Code that builds pages
• • • •
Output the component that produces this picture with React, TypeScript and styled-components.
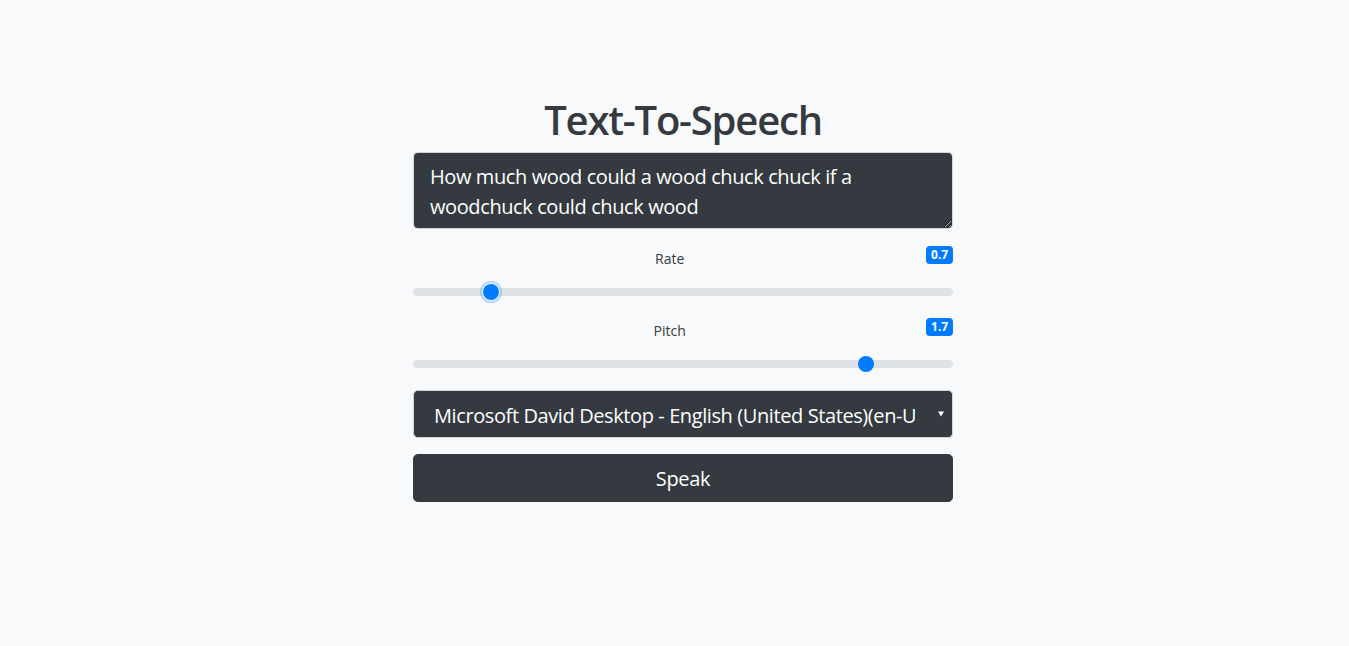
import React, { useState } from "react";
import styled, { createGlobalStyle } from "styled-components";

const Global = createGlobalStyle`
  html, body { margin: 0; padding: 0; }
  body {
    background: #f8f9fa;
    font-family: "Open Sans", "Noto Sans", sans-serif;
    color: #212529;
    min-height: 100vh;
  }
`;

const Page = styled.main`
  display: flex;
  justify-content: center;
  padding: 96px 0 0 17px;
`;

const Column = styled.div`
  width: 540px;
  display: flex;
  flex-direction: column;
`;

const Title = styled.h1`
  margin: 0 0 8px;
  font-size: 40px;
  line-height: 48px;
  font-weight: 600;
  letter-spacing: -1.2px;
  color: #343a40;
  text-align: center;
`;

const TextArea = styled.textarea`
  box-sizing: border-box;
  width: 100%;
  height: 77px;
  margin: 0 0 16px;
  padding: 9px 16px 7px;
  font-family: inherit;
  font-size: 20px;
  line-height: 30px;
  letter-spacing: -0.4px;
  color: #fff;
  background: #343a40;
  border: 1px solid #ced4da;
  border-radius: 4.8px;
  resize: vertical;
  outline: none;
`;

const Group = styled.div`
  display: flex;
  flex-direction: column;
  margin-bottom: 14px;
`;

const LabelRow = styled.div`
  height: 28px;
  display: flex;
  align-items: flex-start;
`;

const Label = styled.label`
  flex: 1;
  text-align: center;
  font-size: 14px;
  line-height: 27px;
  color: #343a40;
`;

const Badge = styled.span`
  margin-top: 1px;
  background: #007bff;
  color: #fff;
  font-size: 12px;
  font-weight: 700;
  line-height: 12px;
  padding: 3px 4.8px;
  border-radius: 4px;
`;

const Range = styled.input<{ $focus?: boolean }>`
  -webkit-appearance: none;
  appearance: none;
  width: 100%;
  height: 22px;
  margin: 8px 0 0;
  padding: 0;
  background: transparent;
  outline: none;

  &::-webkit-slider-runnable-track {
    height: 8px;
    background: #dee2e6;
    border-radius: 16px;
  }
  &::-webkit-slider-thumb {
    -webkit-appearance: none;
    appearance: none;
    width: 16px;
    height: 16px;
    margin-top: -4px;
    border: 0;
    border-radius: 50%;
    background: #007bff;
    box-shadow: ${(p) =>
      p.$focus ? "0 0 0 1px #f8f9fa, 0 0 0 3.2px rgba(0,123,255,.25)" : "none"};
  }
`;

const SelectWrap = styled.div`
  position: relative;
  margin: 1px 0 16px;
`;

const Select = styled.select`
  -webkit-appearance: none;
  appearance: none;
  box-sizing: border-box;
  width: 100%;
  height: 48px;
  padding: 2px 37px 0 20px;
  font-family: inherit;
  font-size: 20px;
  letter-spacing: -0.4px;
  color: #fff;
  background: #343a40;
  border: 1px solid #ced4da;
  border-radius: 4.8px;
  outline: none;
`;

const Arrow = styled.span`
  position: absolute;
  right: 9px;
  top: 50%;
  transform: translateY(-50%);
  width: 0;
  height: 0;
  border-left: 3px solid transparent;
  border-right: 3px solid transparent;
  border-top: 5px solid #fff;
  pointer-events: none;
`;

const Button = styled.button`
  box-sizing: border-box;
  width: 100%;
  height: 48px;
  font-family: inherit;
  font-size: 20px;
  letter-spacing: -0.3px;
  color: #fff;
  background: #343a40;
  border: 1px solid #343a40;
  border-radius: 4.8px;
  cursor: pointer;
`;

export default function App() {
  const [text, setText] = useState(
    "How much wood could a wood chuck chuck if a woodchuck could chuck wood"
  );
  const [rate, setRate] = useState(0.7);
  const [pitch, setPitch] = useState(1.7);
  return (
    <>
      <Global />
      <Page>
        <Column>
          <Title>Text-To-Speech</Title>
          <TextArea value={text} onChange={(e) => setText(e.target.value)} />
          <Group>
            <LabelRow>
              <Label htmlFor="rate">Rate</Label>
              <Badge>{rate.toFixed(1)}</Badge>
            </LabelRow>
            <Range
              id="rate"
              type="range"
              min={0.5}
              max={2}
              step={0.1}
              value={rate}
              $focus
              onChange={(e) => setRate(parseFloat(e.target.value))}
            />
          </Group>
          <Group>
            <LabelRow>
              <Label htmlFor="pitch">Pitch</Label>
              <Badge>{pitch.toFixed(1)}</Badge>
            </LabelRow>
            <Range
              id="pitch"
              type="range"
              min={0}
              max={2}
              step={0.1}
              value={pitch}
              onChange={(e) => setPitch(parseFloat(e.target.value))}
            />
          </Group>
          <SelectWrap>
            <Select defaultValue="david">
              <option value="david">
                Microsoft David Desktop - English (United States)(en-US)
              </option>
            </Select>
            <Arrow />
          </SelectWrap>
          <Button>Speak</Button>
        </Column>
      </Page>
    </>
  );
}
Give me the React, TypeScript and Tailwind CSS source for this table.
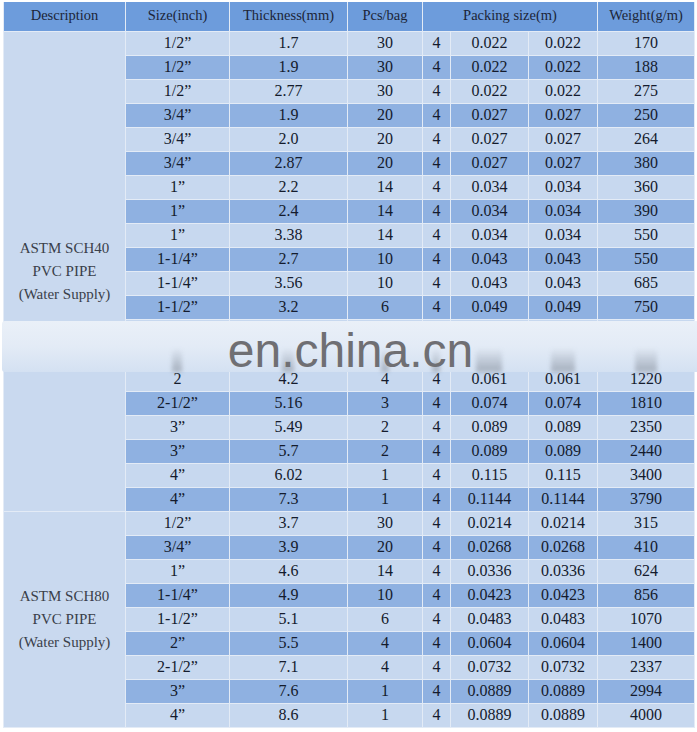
• • • •
**Exercise prompt**
Transcribe the records above exactly, omitting every picture they contain.

**Problem solution**
Output the component that produces this picture with React, TypeScript and styled-components.
import React, { useState } from "react";
import styled, { createGlobalStyle } from "styled-components";

const Global = createGlobalStyle`
  html, body { margin: 0; padding: 0; }
  body {
    background: #f8f9fa;
    font-family: "Open Sans", "Noto Sans", sans-serif;
    color: #212529;
    min-height: 100vh;
  }
`;

const Page = styled.main`
  display: flex;
  justify-content: center;
  padding: 96px 0 0 17px;
`;

const Column = styled.div`
  width: 540px;
  display: flex;
  flex-direction: column;
`;

const Title = styled.h1`
  margin: 0 0 8px;
  font-size: 40px;
  line-height: 48px;
  font-weight: 600;
  letter-spacing: -1.2px;
  color: #343a40;
  text-align: center;
`;

const TextArea = styled.textarea`
  box-sizing: border-box;
  width: 100%;
  height: 77px;
  margin: 0 0 16px;
  padding: 9px 16px 7px;
  font-family: inherit;
  font-size: 20px;
  line-height: 30px;
  letter-spacing: -0.4px;
  color: #fff;
  background: #343a40;
  border: 1px solid #ced4da;
  border-radius: 4.8px;
  resize: vertical;
  outline: none;
`;

const Group = styled.div`
  display: flex;
  flex-direction: column;
  margin-bottom: 14px;
`;

const LabelRow = styled.div`
  height: 28px;
  display: flex;
  align-items: flex-start;
`;

const Label = styled.label`
  flex: 1;
  text-align: center;
  font-size: 14px;
  line-height: 27px;
  color: #343a40;
`;

const Badge = styled.span`
  margin-top: 1px;
  background: #007bff;
  color: #fff;
  font-size: 12px;
  font-weight: 700;
  line-height: 12px;
  padding: 3px 4.8px;
  border-radius: 4px;
`;

const Range = styled.input<{ $focus?: boolean }>`
  -webkit-appearance: none;
  appearance: none;
  width: 100%;
  height: 22px;
  margin: 8px 0 0;
  padding: 0;
  background: transparent;
  outline: none;

  &::-webkit-slider-runnable-track {
    height: 8px;
    background: #dee2e6;
    border-radius: 16px;
  }
  &::-webkit-slider-thumb {
    -webkit-appearance: none;
    appearance: none;
    width: 16px;
    height: 16px;
    margin-top: -4px;
    border: 0;
    border-radius: 50%;
    background: #007bff;
    box-shadow: ${(p) =>
      p.$focus ? "0 0 0 1px #f8f9fa, 0 0 0 3.2px rgba(0,123,255,.25)" : "none"};
  }
`;

const SelectWrap = styled.div`
  position: relative;
  margin: 1px 0 16px;
`;

const Select = styled.select`
  -webkit-appearance: none;
  appearance: none;
  box-sizing: border-box;
  width: 100%;
  height: 48px;
  padding: 2px 37px 0 20px;
  font-family: inherit;
  font-size: 20px;
  letter-spacing: -0.4px;
  color: #fff;
  background: #343a40;
  border: 1px solid #ced4da;
  border-radius: 4.8px;
  outline: none;
`;

const Arrow = styled.span`
  position: absolute;
  right: 9px;
  top: 50%;
  transform: translateY(-50%);
  width: 0;
  height: 0;
  border-left: 3px solid transparent;
  border-right: 3px solid transparent;
  border-top: 5px solid #fff;
  pointer-events: none;
`;

const Button = styled.button`
  box-sizing: border-box;
  width: 100%;
  height: 48px;
  font-family: inherit;
  font-size: 20px;
  letter-spacing: -0.3px;
  color: #fff;
  background: #343a40;
  border: 1px solid #343a40;
  border-radius: 4.8px;
  cursor: pointer;
`;

export default function App() {
  const [text, setText] = useState(
    "How much wood could a wood chuck chuck if a woodchuck could chuck wood"
  );
  const [rate, setRate] = useState(0.7);
  const [pitch, setPitch] = useState(1.7);
  return (
    <>
      <Global />
      <Page>
        <Column>
          <Title>Text-To-Speech</Title>
          <TextArea value={text} onChange={(e) => setText(e.target.value)} />
          <Group>
            <LabelRow>
              <Label htmlFor="rate">Rate</Label>
              <Badge>{rate.toFixed(1)}</Badge>
            </LabelRow>
            <Range
              id="rate"
              type="range"
              min={0.5}
              max={2}
              step={0.1}
              value={rate}
              $focus
              onChange={(e) => setRate(parseFloat(e.target.value))}
            />
          </Group>
          <Group>
            <LabelRow>
              <Label htmlFor="pitch">Pitch</Label>
              <Badge>{pitch.toFixed(1)}</Badge>
            </LabelRow>
            <Range
              id="pitch"
              type="range"
              min={0}
              max={2}
              step={0.1}
              value={pitch}
              onChange={(e) => setPitch(parseFloat(e.target.value))}
            />
          </Group>
          <SelectWrap>
            <Select defaultValue="david">
              <option value="david">
                Microsoft David Desktop - English (United States)(en-US)
              </option>
            </Select>
            <Arrow />
          </SelectWrap>
          <Button>Speak</Button>
        </Column>
      </Page>
    </>
  );
}
Give me the React, TypeScript and Tailwind CSS source for this table.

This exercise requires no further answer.